New South Wales Premier Gladys Berejiklian denounced the violence and said she was ‘disappointed’ with the day’s proceedings.
‘We have a democracy and everyone has a right to protest, but today is celebrating everything that brings us together, and I think most people would feel extremely disappointed at what they have seen today,’ she said, according to the publication.
‘It’s not acceptable to do that on a day like today, however please feel free to express your views.’
Before the protest turned violent, the crowd, many draped in Aboriginal flags, gathered in Redfern where they heard speeches denouncing the celebration of Australia Day, which many indigenous people call ‘Invasion Day’.

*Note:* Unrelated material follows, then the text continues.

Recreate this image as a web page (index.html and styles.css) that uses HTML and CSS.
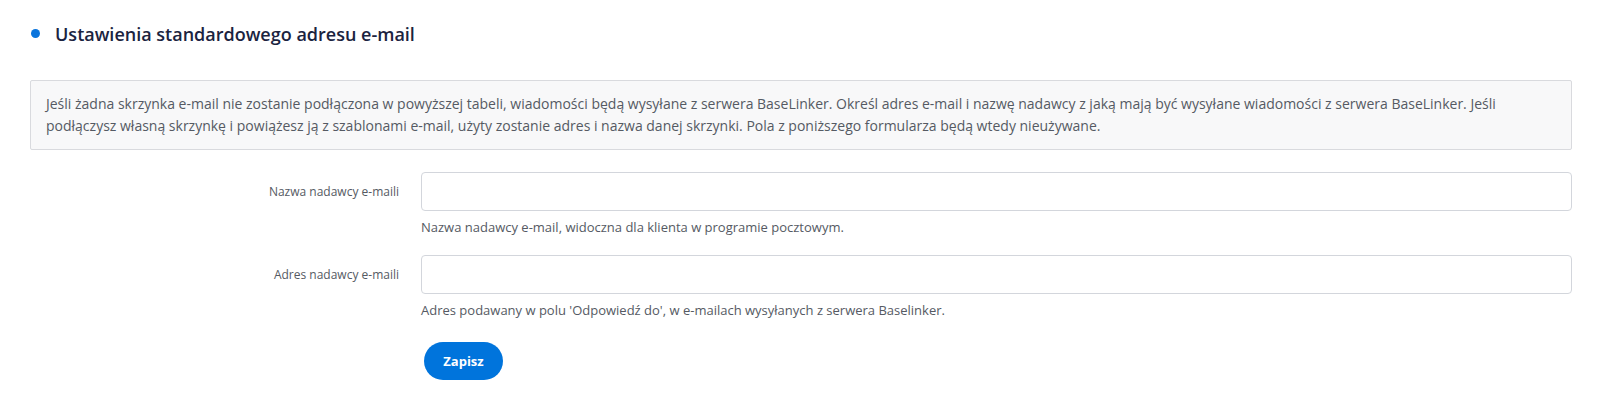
FILE: index.html
```html
<!DOCTYPE html>
<html lang="pl">
<head>
  <meta charset="UTF-8">
  <meta name="viewport" content="width=device-width, initial-scale=1.0">
  <title>Ustawienia standardowego adresu e-mail</title>
  <link rel="stylesheet" href="styles.css">
</head>
<body>
  <section class="panel">
    <h2 class="panel-title"><span class="dot"></span>Ustawienia standardowego adresu e-mail</h2>
    <div class="info">
      Jeśli żadna skrzynka e-mail nie zostanie podłączona w powyższej tabeli, wiadomości będą wysyłane z serwera BaseLinker. Określ adres e-mail i nazwę nadawcy z jaką mają być wysyłane wiadomości z serwera BaseLinker. Jeśli podłączysz własną skrzynkę i powiążesz ją z szablonami e-mail, użyty zostanie adres i nazwa danej skrzynki. Pola z poniższego formularza będą wtedy nieużywane.
    </div>
    <form class="form" onsubmit="return false;">
      <div class="row">
        <label class="label" for="sender-name">Nazwa nadawcy e-maili</label>
        <div class="field">
          <input type="text" id="sender-name">
          <span class="help">Nazwa nadawcy e-mail, widoczna dla klienta w programie pocztowym.</span>
        </div>
      </div>
      <div class="row">
        <label class="label" for="sender-mail">Adres nadawcy e-maili</label>
        <div class="field">
          <input type="text" id="sender-mail">
          <span class="help">Adres podawany w polu 'Odpowiedź do', w e-mailach wysyłanych z serwera Baselinker.</span>
        </div>
      </div>
      <div class="row">
        <div></div>
        <div class="field">
          <button type="submit" class="btn">Zapisz</button>
        </div>
      </div>
    </form>
  </section>
</body>
</html>
```

FILE: styles.css
```css
* {
  margin: 0px;
  padding: 0px;
  box-sizing: border-box;
}
body {
  background-color: white;
  font-family: "Open Sans", "Liberation Sans", sans-serif;
  color: #555a63;
}
.panel {
  padding: 20px 31px 0px 30px;
}
.panel-title {
  display: flex;
  align-items: center;
  height: 27px;
  font-size: 18px;
  font-weight: 600;
  color: #1b2340;
}
.dot {
  width: 9px;
  height: 9px;
  border-radius: 50%;
  background-color: #0a74dc;
  margin: 0px 15px 0px 1px;
}
.info {
  margin-top: 33px;
  padding: 12px 15px;
  background-color: #f8f8f9;
  border: 1px solid #d9dade;
  border-radius: 2px;
  font-size: 14px;
  line-height: 22px;
  color: #555a63;
}
.form {
  margin-top: 22px;
}
.row {
  display: grid;
  grid-template-columns: 391px 1fr;
  margin-bottom: 18px;
}
.label {
  font-size: 12px;
  text-align: right;
  padding-right: 22px;
  height: 39px;
  line-height: 39px;
  color: #555a63;
}
.field input {
  display: block;
  width: 100%;
  height: 39px;
  border: 1px solid #d3d6dc;
  border-radius: 4px;
  padding: 0px 10px;
  font-family: inherit;
  font-size: 13px;
}
.help {
  display: block;
  margin-top: 6px;
  font-size: 13px;
  line-height: 20px;
  color: #555a63;
}
.btn {
  margin-top: 4px;
  margin-left: 3px;
  width: 79px;
  height: 38px;
  border: none;
  border-radius: 19px;
  background-color: #0074dc;
  color: white;
  font-family: inherit;
  font-size: 13px;
  font-weight: 700;
  cursor: pointer;
}
```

Several thousand people, chanting slogans such as ‘Always was, always will be, Aboriginal land’ marched through the inner city.

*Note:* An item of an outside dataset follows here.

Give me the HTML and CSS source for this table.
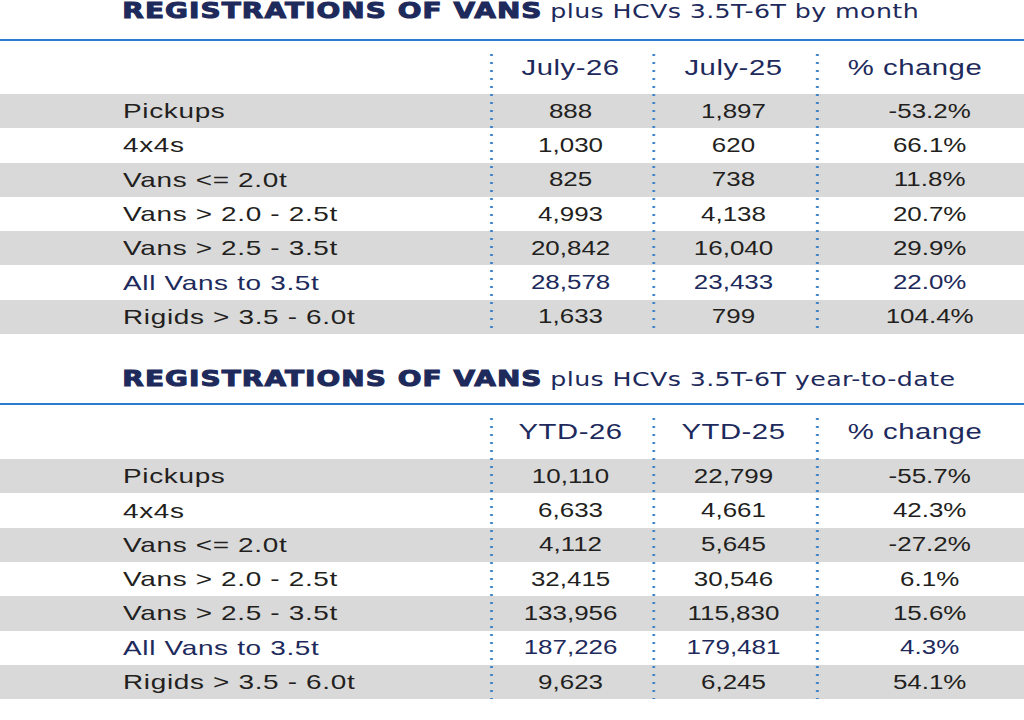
FILE: index.html
```html
<!DOCTYPE html>
<html lang="en">
<head>
<meta charset="utf-8">
<title>Registrations of vans</title>
<link rel="stylesheet" href="styles.css">
</head>
<body>
<div class="page">
  <section class="sec sec-month">
    <h2 class="title"><span class="t-bold">REGISTRATIONS OF VANS</span> <span class="t-reg">plus HCVs 3.5T-6T by month</span></h2>
    <div class="rule"></div>
    <div class="table">
      <div class="row head"><div class="lab"></div><div class="v">July-26</div><div class="v">July-25</div><div class="v pct">% change</div></div>
      <div class="row alt"><div class="lab">Pickups</div><div class="v">888</div><div class="v">1,897</div><div class="v pct">-53.2%</div></div>
      <div class="row"><div class="lab">4x4s</div><div class="v">1,030</div><div class="v">620</div><div class="v pct">66.1%</div></div>
      <div class="row alt"><div class="lab">Vans &lt;= 2.0t</div><div class="v">825</div><div class="v">738</div><div class="v pct">11.8%</div></div>
      <div class="row"><div class="lab">Vans &gt; 2.0 - 2.5t</div><div class="v">4,993</div><div class="v">4,138</div><div class="v pct">20.7%</div></div>
      <div class="row alt"><div class="lab">Vans &gt; 2.5 - 3.5t</div><div class="v">20,842</div><div class="v">16,040</div><div class="v pct">29.9%</div></div>
      <div class="row total"><div class="lab">All Vans to 3.5t</div><div class="v">28,578</div><div class="v">23,433</div><div class="v pct">22.0%</div></div>
      <div class="row alt"><div class="lab">Rigids &gt; 3.5 - 6.0t</div><div class="v">1,633</div><div class="v">799</div><div class="v pct">104.4%</div></div>
      <div class="dots"><i></i><i></i><i></i><i></i></div>
    </div>
  </section>
  <section class="sec sec-ytd">
    <h2 class="title"><span class="t-bold">REGISTRATIONS OF VANS</span> <span class="t-reg">plus HCVs 3.5T-6T year-to-date</span></h2>
    <div class="rule"></div>
    <div class="table">
      <div class="row head"><div class="lab"></div><div class="v">YTD-26</div><div class="v">YTD-25</div><div class="v pct">% change</div></div>
      <div class="row alt"><div class="lab">Pickups</div><div class="v">10,110</div><div class="v">22,799</div><div class="v pct">-55.7%</div></div>
      <div class="row"><div class="lab">4x4s</div><div class="v">6,633</div><div class="v">4,661</div><div class="v pct">42.3%</div></div>
      <div class="row alt"><div class="lab">Vans &lt;= 2.0t</div><div class="v">4,112</div><div class="v">5,645</div><div class="v pct">-27.2%</div></div>
      <div class="row"><div class="lab">Vans &gt; 2.0 - 2.5t</div><div class="v">32,415</div><div class="v">30,546</div><div class="v pct">6.1%</div></div>
      <div class="row alt"><div class="lab">Vans &gt; 2.5 - 3.5t</div><div class="v">133,956</div><div class="v">115,830</div><div class="v pct">15.6%</div></div>
      <div class="row total"><div class="lab">All Vans to 3.5t</div><div class="v">187,226</div><div class="v">179,481</div><div class="v pct">4.3%</div></div>
      <div class="row alt"><div class="lab">Rigids &gt; 3.5 - 6.0t</div><div class="v">9,623</div><div class="v">6,245</div><div class="v pct">54.1%</div></div>
      <div class="dots"><i></i><i></i><i></i><i></i></div>
    </div>
  </section>
</div>
</body>
</html>
```

FILE: styles.css
```css
html, body {
  margin: 0;
  padding: 0;
  background: #ffffff;
}
body {
  overflow: hidden;
}
.page {
  width: 770px;
  transform: scaleX(1.33);
  transform-origin: 0 0;
  font-family: "Liberation Sans", Arial, sans-serif;
  color: #231f20;
}
.sec-ytd {
  margin-top: 34px;
}
.title {
  margin: 0;
  height: 39px;
  padding-left: 92px;
  font-size: 21px;
  line-height: 21px;
  font-weight: normal;
  white-space: nowrap;
  color: #1d2a5b;
}
.sec-ytd .title {
  height: 35px;
}
.t-bold {
  font-family: "DejaVu Sans", sans-serif;
  font-weight: 700;
  letter-spacing: 0.8px;
  -webkit-text-stroke: 1px #1d2a5b;
}
.t-reg {
  font-family: "DejaVu Sans", sans-serif;
  font-size: 19px;
  letter-spacing: 0.3px;
}
.rule {
  height: 2px;
  background: #2b7ccf;
}
.table {
  position: relative;
}
.row {
  display: grid;
  grid-template-columns: 368px 122px 123px 1fr;
  height: 34.3px;
  align-items: center;
}
.row.head {
  height: 53px;
}
.sec-ytd .row.head {
  height: 54px;
}
.alt {
  background: #d9d9d9;
}
.lab {
  padding-left: 92.5px;
  font-size: 21px;
  letter-spacing: 0.5px;
  white-space: nowrap;
}
.v {
  text-align: center;
  font-size: 19.5px;
  white-space: nowrap;
}
.head .v {
  font-size: 22px;
  letter-spacing: 0.4px;
  color: #1d2a5b;
}
.pct {
  padding-left: 15px;
}
.head .pct {
  padding-left: 0;
  padding-right: 7px;
}
.total {
  color: #1d2a5b;
}
.dots {
  position: absolute;
  top: 10px;
  right: 0;
  bottom: 0;
  left: 0;
  display: grid;
  grid-template-columns: 368px 122px 123px 1fr;
  pointer-events: none;
}
.dots i + i {
  background: radial-gradient(circle at 1.5px 4px, #3a80c6 0, #3a80c6 0.9px, rgba(58, 128, 198, 0) 1.4px) 0 0 / 4px 8px repeat-y;
}
```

‘It is a national disgrace to have a holiday on Australia Day – a day which marked the beginning of genocide’, organiser Dave Bell told the crowd.
‘There’s a lot of sadness attached to that day. Let’s all sit down together and come up with a day which will help us move forward.’
Greens Senator Lee Rhiannon tweeted that 10,000 people took part in the march – but police only confirmed ‘thousands’ had attended.
One shirtless man joined the protesters with ‘f*** Aussie pride’ scrawled on his bare back.
As well as the protest in Sydney, 3,000 people gathered at Parliament House in Melbourne before the crowd swelled, gathering numbers as it moved to the official Australia Day parade route that had finished half an hour earlier.
‘We don’t celebrate September 11, we don’t celebrate Hiroshima – it’s pretty stupid to celebrate today,’ Michael Polanske said at the march.
People also marched to protest Australia Day in Hobart and Brisbane, drawing enormous crowds.
In Canberra, hundreds of protesters marched from the Aboriginal tent embassy to the doors of Parliament House yelling: ‘Always was, always will be, Aboriginal land.’
They then sat outside the front doors of the building for an hour, calling for a treaty as a line of police formed a guard blocking the entrance.
‘What do we want? Treaty. What have we got? F*** all,’ they chanted.